Un scandale autour de contenus jugés antisémites avait notamment éclaté l'an passé lors de l'exposition allemande Documenta, l'un des plus grands rendez-vous internationaux d'art contemporain. Sa directrice avait fini par démissionner en juillet.

Des propos "ressentis comme trop partiaux"

Dans le cas de la Berlinale, aucune conséquence de ce style à attendre puisque Mariette Rissenbeek et Carlo Chatrian, qui dirigaient en duo le festival depuis 2020, vont laisser la place pour la prochaine édition à l'Américaine Tricia Tuttle.

L'Allemagne, traumatisée par les horreurs de l'Holocauste quand les nazis ont exterminé 6 millions de Juifs, a été l'un des principaux soutiens d'Israël et de son droit à l'autodéfense à la suite des attentats du 7 octobre.

La Berlinale avait déclaré dimanche que les remarques des lauréats étaient "des opinions indépendantes et individuelles" qui ne reflétaient en aucun cas la position du festival, ajoutant "comprendre l'indignation" suscitée par les propos "ressentis comme trop partiaux" tenus lors de la remise des prix.
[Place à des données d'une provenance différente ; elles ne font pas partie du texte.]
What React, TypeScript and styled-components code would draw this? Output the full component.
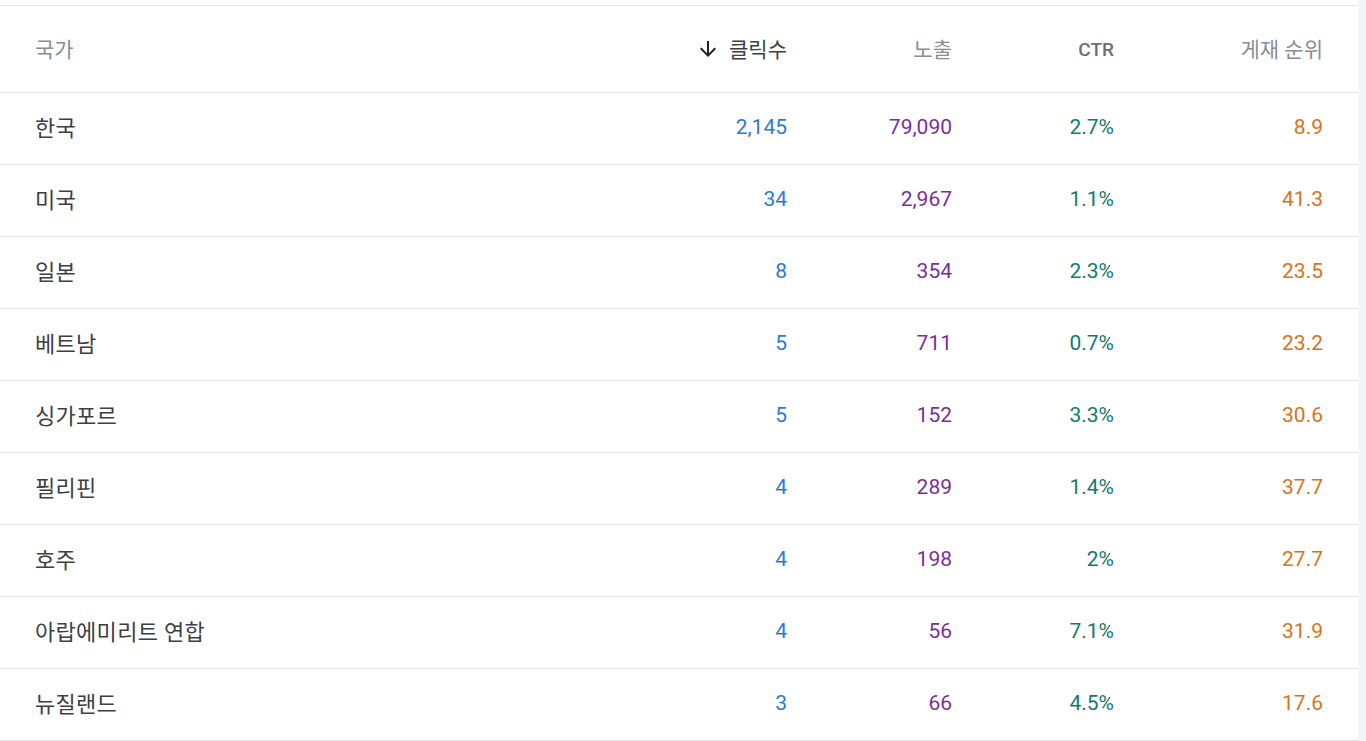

"Cependant, la Berlinale se considère – aujourd’hui comme hier – comme une plateforme de dialogue ouvert entre les cultures et les pays. Nous devons donc également tolérer les opinions et les déclarations qui contredisent nos propres opinions, à condition que ces déclarations ne discriminent pas des personnes ou des groupes de personnes de manière raciste ou discriminatoire", a également souligné Mariette Rissenbeek.